Mandiant APT1 Report example
Screen shot taken from page 42 of Mandiant APT1 report

On a whim, I decided to crawl through my web server logs and see if I could find anything from these blocks.  To be clear, I’m not saying this proves I was under attack or being used by APT1.  It was just a quick check to see if there was something to dig further at.

I logged into my web server and ran a simple recursive grep for each netblock.

egrep -r “^223.16[6|7]” /var/log/apache2/*

The -r tells egrep to recurse through the target directory.  The ^ symbol in my regex requires that the pattern must be found at the beginning of the line.  And I used [6|7] to match either a 6 or a 7 at the end of the pattern.
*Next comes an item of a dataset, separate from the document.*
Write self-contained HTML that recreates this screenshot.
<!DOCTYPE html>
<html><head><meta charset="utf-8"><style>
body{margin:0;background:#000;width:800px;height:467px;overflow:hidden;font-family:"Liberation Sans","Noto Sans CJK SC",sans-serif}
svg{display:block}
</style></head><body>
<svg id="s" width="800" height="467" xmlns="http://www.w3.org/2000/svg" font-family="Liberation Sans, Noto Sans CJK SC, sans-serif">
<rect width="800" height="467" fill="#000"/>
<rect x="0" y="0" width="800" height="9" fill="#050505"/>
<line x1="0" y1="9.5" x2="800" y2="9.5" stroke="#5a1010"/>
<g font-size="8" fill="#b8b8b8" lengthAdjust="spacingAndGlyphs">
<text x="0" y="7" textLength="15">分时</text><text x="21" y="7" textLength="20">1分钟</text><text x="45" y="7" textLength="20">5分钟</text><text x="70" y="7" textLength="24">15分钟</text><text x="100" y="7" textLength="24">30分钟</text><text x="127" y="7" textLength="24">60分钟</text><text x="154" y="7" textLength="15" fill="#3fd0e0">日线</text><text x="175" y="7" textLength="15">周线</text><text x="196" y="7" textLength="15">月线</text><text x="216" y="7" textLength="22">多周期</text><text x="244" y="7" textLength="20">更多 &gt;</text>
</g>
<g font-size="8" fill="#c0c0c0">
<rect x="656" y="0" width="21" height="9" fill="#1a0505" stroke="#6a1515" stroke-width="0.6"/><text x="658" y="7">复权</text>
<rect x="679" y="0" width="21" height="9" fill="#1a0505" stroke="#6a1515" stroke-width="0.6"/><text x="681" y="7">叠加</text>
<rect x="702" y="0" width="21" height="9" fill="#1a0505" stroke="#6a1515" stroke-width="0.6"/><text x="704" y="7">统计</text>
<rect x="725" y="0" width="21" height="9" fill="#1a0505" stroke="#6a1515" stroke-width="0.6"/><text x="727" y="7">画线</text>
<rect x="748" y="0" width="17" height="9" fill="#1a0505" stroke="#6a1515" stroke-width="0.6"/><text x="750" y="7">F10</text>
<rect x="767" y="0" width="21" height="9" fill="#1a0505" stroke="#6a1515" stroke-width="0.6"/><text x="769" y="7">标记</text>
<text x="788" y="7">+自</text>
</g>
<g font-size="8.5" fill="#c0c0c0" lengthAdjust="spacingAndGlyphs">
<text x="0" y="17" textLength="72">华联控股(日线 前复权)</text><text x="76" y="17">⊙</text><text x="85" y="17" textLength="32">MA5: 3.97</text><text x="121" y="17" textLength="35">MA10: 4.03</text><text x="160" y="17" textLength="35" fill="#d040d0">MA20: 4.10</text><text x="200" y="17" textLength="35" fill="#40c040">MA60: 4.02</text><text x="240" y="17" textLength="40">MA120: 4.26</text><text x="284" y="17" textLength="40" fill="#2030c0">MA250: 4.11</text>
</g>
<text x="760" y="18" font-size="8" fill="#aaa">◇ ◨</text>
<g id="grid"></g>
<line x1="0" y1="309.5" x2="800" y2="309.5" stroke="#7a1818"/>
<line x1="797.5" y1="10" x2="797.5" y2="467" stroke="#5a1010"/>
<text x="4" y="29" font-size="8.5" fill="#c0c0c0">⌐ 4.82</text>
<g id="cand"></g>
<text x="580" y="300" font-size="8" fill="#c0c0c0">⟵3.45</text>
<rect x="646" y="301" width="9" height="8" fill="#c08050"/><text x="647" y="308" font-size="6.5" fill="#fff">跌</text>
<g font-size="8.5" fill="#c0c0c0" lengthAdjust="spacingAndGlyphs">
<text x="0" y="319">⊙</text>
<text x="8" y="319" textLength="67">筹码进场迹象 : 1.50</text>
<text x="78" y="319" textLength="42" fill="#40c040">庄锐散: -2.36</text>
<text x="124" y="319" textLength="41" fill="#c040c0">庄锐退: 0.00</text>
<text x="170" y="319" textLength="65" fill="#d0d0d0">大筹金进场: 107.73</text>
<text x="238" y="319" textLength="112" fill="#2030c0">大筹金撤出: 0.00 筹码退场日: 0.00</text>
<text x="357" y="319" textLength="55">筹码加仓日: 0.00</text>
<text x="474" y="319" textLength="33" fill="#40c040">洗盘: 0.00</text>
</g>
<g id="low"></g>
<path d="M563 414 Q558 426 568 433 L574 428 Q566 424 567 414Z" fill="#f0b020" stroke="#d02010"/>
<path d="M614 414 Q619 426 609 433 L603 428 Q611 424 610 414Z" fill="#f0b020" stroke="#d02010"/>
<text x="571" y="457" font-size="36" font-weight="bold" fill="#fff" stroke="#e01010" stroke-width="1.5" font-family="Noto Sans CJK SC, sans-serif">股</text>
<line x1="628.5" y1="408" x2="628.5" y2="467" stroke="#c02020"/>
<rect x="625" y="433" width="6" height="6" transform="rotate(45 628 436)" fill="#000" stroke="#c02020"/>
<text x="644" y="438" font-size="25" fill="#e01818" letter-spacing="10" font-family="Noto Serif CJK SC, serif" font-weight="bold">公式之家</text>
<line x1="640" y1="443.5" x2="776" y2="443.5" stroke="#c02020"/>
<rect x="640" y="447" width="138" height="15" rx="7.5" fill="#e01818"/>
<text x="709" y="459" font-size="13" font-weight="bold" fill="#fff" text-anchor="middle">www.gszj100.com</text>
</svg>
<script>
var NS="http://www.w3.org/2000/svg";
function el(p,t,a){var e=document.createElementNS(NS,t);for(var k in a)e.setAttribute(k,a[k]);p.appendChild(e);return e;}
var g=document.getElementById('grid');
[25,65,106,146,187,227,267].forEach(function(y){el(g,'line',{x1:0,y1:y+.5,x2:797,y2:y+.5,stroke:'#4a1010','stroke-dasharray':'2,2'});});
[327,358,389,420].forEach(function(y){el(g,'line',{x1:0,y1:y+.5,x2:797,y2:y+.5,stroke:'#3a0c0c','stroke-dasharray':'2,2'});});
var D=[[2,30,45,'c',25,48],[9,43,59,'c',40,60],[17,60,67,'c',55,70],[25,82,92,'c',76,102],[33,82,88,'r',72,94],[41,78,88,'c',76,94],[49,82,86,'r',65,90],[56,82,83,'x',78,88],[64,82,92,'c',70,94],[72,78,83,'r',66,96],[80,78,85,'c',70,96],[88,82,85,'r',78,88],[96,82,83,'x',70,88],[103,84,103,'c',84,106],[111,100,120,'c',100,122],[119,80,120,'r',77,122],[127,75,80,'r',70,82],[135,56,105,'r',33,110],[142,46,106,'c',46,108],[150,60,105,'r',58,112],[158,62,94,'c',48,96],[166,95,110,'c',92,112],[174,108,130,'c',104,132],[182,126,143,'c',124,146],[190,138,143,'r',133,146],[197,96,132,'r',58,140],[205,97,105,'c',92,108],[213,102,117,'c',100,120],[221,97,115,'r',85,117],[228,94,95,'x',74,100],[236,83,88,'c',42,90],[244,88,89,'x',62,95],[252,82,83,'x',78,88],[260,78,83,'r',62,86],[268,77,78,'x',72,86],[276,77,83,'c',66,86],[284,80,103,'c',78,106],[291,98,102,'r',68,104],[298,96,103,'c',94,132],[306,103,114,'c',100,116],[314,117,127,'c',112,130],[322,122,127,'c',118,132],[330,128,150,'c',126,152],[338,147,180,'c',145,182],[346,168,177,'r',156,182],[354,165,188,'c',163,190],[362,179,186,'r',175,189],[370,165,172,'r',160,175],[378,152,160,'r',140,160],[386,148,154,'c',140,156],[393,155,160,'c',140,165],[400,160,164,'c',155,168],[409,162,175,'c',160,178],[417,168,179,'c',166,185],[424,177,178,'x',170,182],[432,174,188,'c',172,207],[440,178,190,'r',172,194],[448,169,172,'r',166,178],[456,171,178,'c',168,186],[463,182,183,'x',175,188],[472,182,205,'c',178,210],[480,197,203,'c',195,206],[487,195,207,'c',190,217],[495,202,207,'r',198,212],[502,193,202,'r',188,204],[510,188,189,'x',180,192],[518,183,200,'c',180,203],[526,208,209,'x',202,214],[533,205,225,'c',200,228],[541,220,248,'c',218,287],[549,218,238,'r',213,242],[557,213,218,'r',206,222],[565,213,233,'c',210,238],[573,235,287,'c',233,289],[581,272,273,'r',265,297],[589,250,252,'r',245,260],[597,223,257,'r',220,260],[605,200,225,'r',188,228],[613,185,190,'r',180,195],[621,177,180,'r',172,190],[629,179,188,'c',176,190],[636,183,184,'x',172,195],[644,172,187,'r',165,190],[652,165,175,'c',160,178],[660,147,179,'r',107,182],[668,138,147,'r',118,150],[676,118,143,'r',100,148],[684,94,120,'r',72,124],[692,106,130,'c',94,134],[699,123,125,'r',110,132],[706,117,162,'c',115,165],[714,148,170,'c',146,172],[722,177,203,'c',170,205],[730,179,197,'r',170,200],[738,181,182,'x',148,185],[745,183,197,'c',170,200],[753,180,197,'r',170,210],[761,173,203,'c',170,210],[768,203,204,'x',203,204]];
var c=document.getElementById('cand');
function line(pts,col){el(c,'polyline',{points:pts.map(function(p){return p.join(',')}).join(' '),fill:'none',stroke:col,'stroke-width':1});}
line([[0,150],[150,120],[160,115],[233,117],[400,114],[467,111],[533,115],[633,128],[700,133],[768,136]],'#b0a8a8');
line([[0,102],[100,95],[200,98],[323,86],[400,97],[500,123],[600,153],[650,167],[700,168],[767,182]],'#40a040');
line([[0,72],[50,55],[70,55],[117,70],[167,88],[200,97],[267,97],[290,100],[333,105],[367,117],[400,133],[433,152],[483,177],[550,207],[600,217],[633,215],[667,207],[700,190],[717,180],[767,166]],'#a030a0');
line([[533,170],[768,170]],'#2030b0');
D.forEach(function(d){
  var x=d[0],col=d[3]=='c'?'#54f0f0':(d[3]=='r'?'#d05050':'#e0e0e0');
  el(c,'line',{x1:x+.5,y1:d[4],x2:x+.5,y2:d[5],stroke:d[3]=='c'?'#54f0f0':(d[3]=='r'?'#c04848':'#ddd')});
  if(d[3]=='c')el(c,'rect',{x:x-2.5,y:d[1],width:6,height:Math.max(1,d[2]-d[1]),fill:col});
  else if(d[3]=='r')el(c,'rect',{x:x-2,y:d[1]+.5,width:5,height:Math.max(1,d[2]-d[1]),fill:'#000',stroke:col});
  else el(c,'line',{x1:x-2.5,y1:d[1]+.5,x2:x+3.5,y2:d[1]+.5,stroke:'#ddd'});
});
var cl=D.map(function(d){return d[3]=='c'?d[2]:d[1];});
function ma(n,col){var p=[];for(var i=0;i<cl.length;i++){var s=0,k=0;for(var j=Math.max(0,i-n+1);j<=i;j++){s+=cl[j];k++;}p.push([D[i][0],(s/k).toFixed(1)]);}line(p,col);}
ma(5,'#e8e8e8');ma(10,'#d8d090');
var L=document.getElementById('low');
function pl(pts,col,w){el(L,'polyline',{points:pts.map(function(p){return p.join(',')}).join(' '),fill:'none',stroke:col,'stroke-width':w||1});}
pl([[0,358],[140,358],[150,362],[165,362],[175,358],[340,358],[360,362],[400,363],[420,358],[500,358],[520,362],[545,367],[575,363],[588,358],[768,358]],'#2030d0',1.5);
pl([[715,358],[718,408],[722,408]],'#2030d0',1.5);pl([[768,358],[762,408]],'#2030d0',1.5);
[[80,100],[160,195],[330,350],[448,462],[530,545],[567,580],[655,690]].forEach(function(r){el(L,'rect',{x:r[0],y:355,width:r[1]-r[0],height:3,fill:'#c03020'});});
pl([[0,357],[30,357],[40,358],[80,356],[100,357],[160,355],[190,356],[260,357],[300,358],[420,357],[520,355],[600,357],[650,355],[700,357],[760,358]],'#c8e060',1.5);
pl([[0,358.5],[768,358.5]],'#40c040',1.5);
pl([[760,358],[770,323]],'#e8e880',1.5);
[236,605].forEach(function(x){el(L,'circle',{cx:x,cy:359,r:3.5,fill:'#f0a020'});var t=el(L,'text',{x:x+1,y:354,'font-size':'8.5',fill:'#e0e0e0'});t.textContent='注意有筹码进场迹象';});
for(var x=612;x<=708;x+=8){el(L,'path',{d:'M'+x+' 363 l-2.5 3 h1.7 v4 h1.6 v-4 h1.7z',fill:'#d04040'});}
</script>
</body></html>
In the end, I had 5 different searches that I ran.

egrep -r “^223.16[6|7]” /var/log/apache2/*
egrep -r “^58.24[6|7]” /var/log/apache2/*
egrep -r “^112.6[4|5]” /var/log/apache2/*
egrep -r “^139.22[6|7]” /var/log/apache2/*
egrep -r “^143.89” /var/log/apache2/*

For any gzipped and archived log files, I used zegrep instead.  The catch was that zegrep doesn’t want to be recursive, so I had to run that on each directory containing archived log files.  So this came out looking like the following.

zegrep “^223.16[6|7]” /var/log/apache2/*.gz

Somewhat surprisingly, I found some activity in my log files.  It was nothing earth shattering, but apparently someone at 223.166.88.107 had an interest in shell commands on NetApp filers.  58.246.251.174 got a bit more interested in my host.  They took the time to scan my server for admin applications such as PHPMyAdmin.  I’d guess that this was an automated scan looking for easy targets to use as a jumping off point.  So far nothing else from them has turned up.

I’d recommend using the information in this report to take a look at your environment and seeing what turns up. There is a lot more there than just a few IP addresses.  Mandiant released a large number of the Indicators of Compromise that they use to track this group, plus other information.  What I have here wasn’t even a scratch at it. I’m still looking around my systems for more.  I may not come up with much, but it’s a great chance to practice analysis skills.